(Pages as source code)
— Begin —
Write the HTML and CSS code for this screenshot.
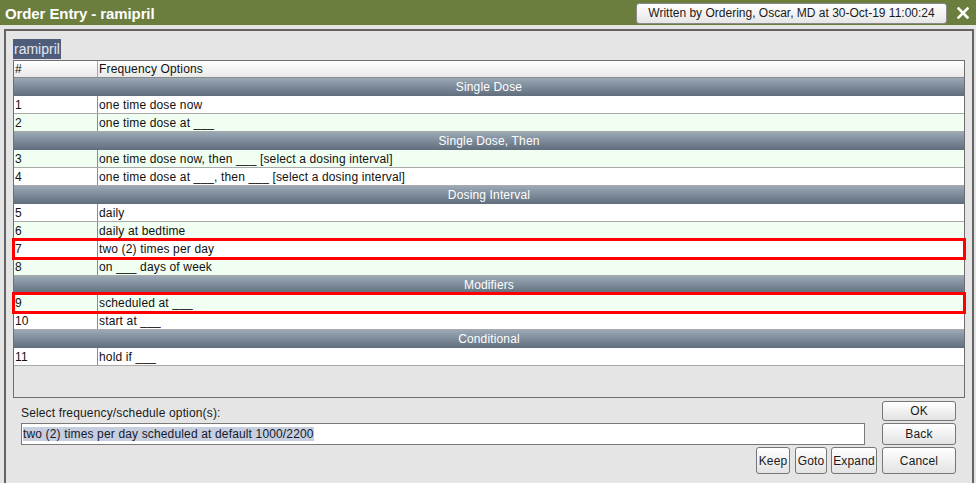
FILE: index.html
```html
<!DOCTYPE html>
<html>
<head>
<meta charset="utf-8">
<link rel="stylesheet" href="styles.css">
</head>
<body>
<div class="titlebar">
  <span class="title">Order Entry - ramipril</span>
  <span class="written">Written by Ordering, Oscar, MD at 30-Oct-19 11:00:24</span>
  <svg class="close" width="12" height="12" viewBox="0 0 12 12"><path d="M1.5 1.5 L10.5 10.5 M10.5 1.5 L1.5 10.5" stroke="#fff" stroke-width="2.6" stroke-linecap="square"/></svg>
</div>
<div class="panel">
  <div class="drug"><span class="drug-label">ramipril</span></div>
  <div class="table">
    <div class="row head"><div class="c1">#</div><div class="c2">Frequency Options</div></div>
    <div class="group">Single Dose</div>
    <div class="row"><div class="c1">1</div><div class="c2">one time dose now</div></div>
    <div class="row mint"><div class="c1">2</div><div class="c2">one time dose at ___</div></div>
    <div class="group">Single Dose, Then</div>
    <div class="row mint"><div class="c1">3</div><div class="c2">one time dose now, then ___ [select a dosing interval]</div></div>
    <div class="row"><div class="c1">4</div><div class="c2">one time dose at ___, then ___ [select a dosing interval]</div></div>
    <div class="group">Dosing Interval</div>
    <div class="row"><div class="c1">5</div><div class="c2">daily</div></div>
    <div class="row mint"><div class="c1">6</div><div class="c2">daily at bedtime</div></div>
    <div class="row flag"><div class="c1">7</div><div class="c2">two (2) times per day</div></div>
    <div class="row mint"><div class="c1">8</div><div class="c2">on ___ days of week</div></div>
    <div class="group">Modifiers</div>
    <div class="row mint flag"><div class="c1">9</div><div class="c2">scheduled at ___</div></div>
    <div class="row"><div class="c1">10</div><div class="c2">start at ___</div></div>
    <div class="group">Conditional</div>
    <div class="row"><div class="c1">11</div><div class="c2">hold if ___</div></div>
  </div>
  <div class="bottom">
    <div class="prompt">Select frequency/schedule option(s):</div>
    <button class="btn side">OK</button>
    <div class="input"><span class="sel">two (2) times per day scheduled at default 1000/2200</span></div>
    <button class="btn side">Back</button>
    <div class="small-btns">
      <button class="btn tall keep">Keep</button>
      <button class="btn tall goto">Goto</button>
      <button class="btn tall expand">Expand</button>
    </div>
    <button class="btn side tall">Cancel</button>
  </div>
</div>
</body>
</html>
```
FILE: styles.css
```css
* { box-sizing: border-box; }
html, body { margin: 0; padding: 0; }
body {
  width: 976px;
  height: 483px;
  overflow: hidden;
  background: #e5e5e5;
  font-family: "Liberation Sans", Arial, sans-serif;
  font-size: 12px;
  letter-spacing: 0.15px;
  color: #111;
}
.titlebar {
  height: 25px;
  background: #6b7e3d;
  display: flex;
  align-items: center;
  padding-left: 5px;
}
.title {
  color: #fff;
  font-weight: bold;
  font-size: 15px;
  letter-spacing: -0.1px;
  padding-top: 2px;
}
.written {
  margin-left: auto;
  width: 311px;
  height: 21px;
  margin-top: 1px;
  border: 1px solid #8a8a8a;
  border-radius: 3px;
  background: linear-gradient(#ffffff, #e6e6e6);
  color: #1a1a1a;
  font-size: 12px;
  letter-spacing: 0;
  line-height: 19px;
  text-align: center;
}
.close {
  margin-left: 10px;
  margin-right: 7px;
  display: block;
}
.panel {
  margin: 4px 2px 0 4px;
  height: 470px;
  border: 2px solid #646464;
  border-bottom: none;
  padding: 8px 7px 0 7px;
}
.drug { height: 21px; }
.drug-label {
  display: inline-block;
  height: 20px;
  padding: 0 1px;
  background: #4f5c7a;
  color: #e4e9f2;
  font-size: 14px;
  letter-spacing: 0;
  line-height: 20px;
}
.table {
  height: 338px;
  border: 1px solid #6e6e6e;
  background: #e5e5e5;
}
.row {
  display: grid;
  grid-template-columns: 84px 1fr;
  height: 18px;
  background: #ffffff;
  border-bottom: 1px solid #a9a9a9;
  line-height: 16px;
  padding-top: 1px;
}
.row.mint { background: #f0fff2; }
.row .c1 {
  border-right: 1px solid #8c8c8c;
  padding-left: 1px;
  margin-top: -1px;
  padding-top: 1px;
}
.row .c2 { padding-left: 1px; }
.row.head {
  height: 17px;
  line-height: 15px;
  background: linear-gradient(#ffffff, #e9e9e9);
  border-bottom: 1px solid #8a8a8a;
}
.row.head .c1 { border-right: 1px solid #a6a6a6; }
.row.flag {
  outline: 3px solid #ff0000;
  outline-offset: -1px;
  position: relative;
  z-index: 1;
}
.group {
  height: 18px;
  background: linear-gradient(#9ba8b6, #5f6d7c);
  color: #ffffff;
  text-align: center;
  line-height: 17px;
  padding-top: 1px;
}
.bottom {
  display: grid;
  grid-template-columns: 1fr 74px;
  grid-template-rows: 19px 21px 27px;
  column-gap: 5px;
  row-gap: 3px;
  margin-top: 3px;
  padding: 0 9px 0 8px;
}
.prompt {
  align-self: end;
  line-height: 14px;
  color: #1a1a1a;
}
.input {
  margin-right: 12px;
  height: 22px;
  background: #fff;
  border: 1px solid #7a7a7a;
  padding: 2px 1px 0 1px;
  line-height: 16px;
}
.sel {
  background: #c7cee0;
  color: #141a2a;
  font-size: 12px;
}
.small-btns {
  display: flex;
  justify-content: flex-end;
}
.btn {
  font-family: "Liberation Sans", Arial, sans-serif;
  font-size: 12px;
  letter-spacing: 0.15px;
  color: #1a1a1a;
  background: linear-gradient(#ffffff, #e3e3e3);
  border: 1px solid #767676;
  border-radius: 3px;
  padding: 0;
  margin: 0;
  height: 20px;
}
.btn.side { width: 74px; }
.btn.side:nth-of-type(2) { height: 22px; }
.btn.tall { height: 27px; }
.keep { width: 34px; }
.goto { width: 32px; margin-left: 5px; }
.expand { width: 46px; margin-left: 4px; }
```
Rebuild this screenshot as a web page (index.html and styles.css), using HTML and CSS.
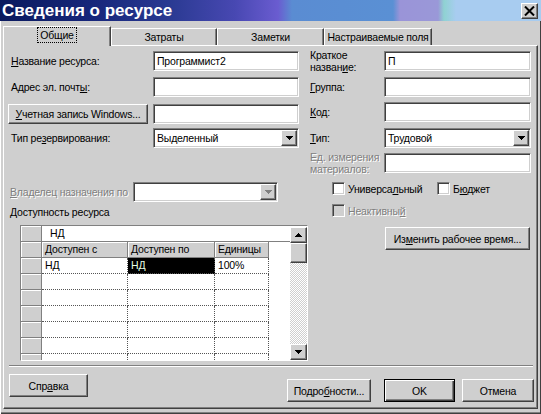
— End —
STATED TASK: All of the entries above should be duplicated exactly, except for the pictures.

FINAL ANSWER:
Write the HTML and CSS code for this screenshot.
FILE: index.html
```html
<!DOCTYPE html>
<html>
<head>
<meta charset="utf-8">
<link rel="stylesheet" href="styles.css">
</head>
<body>
<div class="titlebar">
  <span class="title">Order Entry - ramipril</span>
  <span class="written">Written by Ordering, Oscar, MD at 30-Oct-19 11:00:24</span>
  <svg class="close" width="12" height="12" viewBox="0 0 12 12"><path d="M1.5 1.5 L10.5 10.5 M10.5 1.5 L1.5 10.5" stroke="#fff" stroke-width="2.6" stroke-linecap="square"/></svg>
</div>
<div class="panel">
  <div class="drug"><span class="drug-label">ramipril</span></div>
  <div class="table">
    <div class="row head"><div class="c1">#</div><div class="c2">Frequency Options</div></div>
    <div class="group">Single Dose</div>
    <div class="row"><div class="c1">1</div><div class="c2">one time dose now</div></div>
    <div class="row mint"><div class="c1">2</div><div class="c2">one time dose at ___</div></div>
    <div class="group">Single Dose, Then</div>
    <div class="row mint"><div class="c1">3</div><div class="c2">one time dose now, then ___ [select a dosing interval]</div></div>
    <div class="row"><div class="c1">4</div><div class="c2">one time dose at ___, then ___ [select a dosing interval]</div></div>
    <div class="group">Dosing Interval</div>
    <div class="row"><div class="c1">5</div><div class="c2">daily</div></div>
    <div class="row mint"><div class="c1">6</div><div class="c2">daily at bedtime</div></div>
    <div class="row flag"><div class="c1">7</div><div class="c2">two (2) times per day</div></div>
    <div class="row mint"><div class="c1">8</div><div class="c2">on ___ days of week</div></div>
    <div class="group">Modifiers</div>
    <div class="row mint flag"><div class="c1">9</div><div class="c2">scheduled at ___</div></div>
    <div class="row"><div class="c1">10</div><div class="c2">start at ___</div></div>
    <div class="group">Conditional</div>
    <div class="row"><div class="c1">11</div><div class="c2">hold if ___</div></div>
  </div>
  <div class="bottom">
    <div class="prompt">Select frequency/schedule option(s):</div>
    <button class="btn side">OK</button>
    <div class="input"><span class="sel">two (2) times per day scheduled at default 1000/2200</span></div>
    <button class="btn side">Back</button>
    <div class="small-btns">
      <button class="btn tall keep">Keep</button>
      <button class="btn tall goto">Goto</button>
      <button class="btn tall expand">Expand</button>
    </div>
    <button class="btn side tall">Cancel</button>
  </div>
</div>
</body>
</html>
```
FILE: styles.css
```css
* { box-sizing: border-box; }
html, body { margin: 0; padding: 0; }
body {
  width: 976px;
  height: 483px;
  overflow: hidden;
  background: #e5e5e5;
  font-family: "Liberation Sans", Arial, sans-serif;
  font-size: 12px;
  letter-spacing: 0.15px;
  color: #111;
}
.titlebar {
  height: 25px;
  background: #6b7e3d;
  display: flex;
  align-items: center;
  padding-left: 5px;
}
.title {
  color: #fff;
  font-weight: bold;
  font-size: 15px;
  letter-spacing: -0.1px;
  padding-top: 2px;
}
.written {
  margin-left: auto;
  width: 311px;
  height: 21px;
  margin-top: 1px;
  border: 1px solid #8a8a8a;
  border-radius: 3px;
  background: linear-gradient(#ffffff, #e6e6e6);
  color: #1a1a1a;
  font-size: 12px;
  letter-spacing: 0;
  line-height: 19px;
  text-align: center;
}
.close {
  margin-left: 10px;
  margin-right: 7px;
  display: block;
}
.panel {
  margin: 4px 2px 0 4px;
  height: 470px;
  border: 2px solid #646464;
  border-bottom: none;
  padding: 8px 7px 0 7px;
}
.drug { height: 21px; }
.drug-label {
  display: inline-block;
  height: 20px;
  padding: 0 1px;
  background: #4f5c7a;
  color: #e4e9f2;
  font-size: 14px;
  letter-spacing: 0;
  line-height: 20px;
}
.table {
  height: 338px;
  border: 1px solid #6e6e6e;
  background: #e5e5e5;
}
.row {
  display: grid;
  grid-template-columns: 84px 1fr;
  height: 18px;
  background: #ffffff;
  border-bottom: 1px solid #a9a9a9;
  line-height: 16px;
  padding-top: 1px;
}
.row.mint { background: #f0fff2; }
.row .c1 {
  border-right: 1px solid #8c8c8c;
  padding-left: 1px;
  margin-top: -1px;
  padding-top: 1px;
}
.row .c2 { padding-left: 1px; }
.row.head {
  height: 17px;
  line-height: 15px;
  background: linear-gradient(#ffffff, #e9e9e9);
  border-bottom: 1px solid #8a8a8a;
}
.row.head .c1 { border-right: 1px solid #a6a6a6; }
.row.flag {
  outline: 3px solid #ff0000;
  outline-offset: -1px;
  position: relative;
  z-index: 1;
}
.group {
  height: 18px;
  background: linear-gradient(#9ba8b6, #5f6d7c);
  color: #ffffff;
  text-align: center;
  line-height: 17px;
  padding-top: 1px;
}
.bottom {
  display: grid;
  grid-template-columns: 1fr 74px;
  grid-template-rows: 19px 21px 27px;
  column-gap: 5px;
  row-gap: 3px;
  margin-top: 3px;
  padding: 0 9px 0 8px;
}
.prompt {
  align-self: end;
  line-height: 14px;
  color: #1a1a1a;
}
.input {
  margin-right: 12px;
  height: 22px;
  background: #fff;
  border: 1px solid #7a7a7a;
  padding: 2px 1px 0 1px;
  line-height: 16px;
}
.sel {
  background: #c7cee0;
  color: #141a2a;
  font-size: 12px;
}
.small-btns {
  display: flex;
  justify-content: flex-end;
}
.btn {
  font-family: "Liberation Sans", Arial, sans-serif;
  font-size: 12px;
  letter-spacing: 0.15px;
  color: #1a1a1a;
  background: linear-gradient(#ffffff, #e3e3e3);
  border: 1px solid #767676;
  border-radius: 3px;
  padding: 0;
  margin: 0;
  height: 20px;
}
.btn.side { width: 74px; }
.btn.side:nth-of-type(2) { height: 22px; }
.btn.tall { height: 27px; }
.keep { width: 34px; }
.goto { width: 32px; margin-left: 5px; }
.expand { width: 46px; margin-left: 4px; }
```
Rebuild this screenshot as a web page (index.html and styles.css), using HTML and CSS.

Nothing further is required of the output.